Given instruction>
Quote word for word the lines below, beginning with the first and ending with the one that has "const SKY = '#add8e6'". Drop the pictures.

Data shown>
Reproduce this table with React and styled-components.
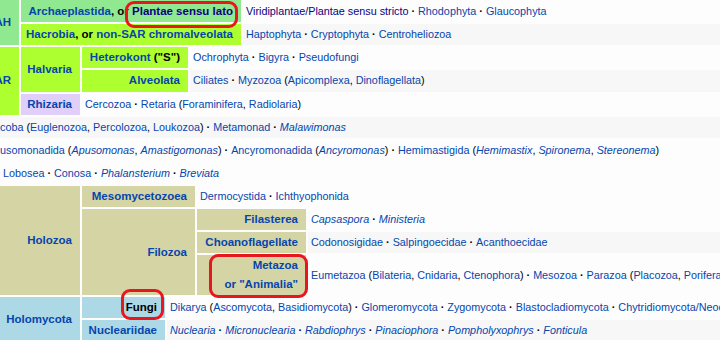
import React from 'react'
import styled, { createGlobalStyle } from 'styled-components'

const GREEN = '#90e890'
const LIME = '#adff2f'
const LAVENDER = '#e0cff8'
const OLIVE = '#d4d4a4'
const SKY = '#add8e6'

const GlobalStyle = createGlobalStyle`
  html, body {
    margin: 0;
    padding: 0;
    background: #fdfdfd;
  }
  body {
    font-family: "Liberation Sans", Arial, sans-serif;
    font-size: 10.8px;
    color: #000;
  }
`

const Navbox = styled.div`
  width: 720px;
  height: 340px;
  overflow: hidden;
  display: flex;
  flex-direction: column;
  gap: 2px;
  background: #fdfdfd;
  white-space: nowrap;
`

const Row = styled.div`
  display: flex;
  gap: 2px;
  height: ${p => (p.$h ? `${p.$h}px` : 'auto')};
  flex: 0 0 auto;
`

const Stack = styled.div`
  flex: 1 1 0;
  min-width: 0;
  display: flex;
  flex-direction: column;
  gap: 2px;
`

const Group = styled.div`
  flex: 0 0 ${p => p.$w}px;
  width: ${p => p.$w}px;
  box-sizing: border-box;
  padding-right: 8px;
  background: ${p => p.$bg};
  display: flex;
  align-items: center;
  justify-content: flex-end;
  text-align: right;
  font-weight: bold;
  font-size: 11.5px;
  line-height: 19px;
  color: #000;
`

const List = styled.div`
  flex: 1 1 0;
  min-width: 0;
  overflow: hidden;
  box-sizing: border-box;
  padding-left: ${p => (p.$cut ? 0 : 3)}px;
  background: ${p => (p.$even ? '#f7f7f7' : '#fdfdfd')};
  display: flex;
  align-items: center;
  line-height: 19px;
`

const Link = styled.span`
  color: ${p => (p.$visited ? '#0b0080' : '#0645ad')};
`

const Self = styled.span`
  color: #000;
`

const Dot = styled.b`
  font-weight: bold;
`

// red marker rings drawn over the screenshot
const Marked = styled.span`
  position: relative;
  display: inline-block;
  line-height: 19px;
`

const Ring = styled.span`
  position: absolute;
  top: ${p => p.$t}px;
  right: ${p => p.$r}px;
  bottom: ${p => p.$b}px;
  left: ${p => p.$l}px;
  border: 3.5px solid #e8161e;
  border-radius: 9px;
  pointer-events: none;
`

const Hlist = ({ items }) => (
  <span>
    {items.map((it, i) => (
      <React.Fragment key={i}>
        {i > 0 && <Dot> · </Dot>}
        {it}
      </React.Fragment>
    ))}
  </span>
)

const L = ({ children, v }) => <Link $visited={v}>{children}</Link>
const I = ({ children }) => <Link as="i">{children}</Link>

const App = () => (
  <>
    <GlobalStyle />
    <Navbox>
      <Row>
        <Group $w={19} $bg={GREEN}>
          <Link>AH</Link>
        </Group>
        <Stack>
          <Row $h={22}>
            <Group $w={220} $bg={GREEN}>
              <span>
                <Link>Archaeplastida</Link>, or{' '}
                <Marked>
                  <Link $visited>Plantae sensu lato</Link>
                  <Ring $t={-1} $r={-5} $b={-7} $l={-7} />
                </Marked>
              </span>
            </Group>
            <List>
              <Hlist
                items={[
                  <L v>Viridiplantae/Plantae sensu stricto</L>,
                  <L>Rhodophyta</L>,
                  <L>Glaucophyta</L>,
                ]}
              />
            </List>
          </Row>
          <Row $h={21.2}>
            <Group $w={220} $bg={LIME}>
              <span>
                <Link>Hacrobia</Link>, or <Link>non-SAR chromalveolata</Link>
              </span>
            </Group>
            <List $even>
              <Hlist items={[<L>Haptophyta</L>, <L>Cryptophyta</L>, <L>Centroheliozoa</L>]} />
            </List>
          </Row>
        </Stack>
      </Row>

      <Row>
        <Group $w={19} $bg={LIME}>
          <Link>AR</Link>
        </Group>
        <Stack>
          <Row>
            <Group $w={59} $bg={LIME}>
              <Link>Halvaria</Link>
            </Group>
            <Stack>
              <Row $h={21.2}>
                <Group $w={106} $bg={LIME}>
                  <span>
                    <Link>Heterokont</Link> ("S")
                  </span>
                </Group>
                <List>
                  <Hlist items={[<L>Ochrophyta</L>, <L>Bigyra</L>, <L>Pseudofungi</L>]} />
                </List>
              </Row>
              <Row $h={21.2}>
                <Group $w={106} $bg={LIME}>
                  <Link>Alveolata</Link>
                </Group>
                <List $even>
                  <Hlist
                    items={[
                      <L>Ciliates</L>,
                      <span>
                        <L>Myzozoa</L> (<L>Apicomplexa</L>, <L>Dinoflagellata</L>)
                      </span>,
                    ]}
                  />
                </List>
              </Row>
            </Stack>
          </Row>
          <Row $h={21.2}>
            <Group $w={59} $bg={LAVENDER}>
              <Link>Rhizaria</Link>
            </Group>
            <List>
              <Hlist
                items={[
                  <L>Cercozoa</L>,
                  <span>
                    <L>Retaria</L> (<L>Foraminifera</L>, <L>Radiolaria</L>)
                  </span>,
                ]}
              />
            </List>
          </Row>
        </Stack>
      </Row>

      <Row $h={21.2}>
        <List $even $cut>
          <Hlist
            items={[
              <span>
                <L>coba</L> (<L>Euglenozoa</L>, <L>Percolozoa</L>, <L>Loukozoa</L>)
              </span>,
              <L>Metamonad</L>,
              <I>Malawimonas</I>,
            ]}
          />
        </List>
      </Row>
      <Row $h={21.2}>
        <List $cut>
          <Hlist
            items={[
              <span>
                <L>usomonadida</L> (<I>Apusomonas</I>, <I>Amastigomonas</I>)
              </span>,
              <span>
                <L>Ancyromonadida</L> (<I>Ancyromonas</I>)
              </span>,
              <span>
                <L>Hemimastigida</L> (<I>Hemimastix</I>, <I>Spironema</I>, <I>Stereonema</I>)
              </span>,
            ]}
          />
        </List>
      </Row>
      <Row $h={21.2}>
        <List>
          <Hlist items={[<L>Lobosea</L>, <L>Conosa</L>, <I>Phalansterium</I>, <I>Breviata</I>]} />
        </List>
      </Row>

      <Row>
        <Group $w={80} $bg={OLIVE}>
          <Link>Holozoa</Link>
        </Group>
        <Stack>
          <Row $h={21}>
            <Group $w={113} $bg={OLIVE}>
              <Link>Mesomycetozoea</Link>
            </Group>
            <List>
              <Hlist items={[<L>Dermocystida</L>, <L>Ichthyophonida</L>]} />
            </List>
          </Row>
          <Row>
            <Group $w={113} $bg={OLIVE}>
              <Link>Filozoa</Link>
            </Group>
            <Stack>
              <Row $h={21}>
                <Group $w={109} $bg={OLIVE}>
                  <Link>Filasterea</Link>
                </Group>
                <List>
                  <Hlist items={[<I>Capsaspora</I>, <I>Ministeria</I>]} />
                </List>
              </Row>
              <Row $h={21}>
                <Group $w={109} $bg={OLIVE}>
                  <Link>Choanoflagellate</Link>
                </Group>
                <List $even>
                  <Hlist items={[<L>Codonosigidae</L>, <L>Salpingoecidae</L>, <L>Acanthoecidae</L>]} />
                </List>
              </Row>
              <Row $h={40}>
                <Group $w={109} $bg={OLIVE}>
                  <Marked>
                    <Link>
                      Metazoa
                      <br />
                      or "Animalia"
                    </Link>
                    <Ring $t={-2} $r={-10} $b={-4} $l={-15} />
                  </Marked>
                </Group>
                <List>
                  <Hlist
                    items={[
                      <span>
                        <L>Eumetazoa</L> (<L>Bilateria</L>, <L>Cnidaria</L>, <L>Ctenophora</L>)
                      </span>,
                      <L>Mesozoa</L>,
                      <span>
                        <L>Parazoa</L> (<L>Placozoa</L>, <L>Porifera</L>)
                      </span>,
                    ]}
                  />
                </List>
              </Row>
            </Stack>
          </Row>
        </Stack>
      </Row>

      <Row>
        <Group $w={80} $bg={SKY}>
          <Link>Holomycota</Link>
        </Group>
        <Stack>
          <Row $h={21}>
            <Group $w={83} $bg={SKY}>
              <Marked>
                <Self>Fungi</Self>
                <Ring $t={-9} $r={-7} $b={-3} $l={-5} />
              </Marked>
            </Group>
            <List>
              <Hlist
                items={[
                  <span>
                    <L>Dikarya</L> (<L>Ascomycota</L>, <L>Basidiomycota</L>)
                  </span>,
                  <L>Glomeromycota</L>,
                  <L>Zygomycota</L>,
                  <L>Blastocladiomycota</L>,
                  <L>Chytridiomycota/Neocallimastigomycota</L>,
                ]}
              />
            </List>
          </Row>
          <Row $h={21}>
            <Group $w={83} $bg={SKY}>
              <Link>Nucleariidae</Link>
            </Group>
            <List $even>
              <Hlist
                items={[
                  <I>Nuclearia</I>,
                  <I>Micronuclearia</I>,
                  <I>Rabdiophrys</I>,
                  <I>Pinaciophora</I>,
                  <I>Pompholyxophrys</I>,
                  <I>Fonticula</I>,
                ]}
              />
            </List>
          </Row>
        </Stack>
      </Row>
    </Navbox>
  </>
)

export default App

Written response>
Reproduce this table with React and styled-components.
import React from 'react'
import styled, { createGlobalStyle } from 'styled-components'

const GREEN = '#90e890'
const LIME = '#adff2f'
const LAVENDER = '#e0cff8'
const OLIVE = '#d4d4a4'
const SKY = '#add8e6'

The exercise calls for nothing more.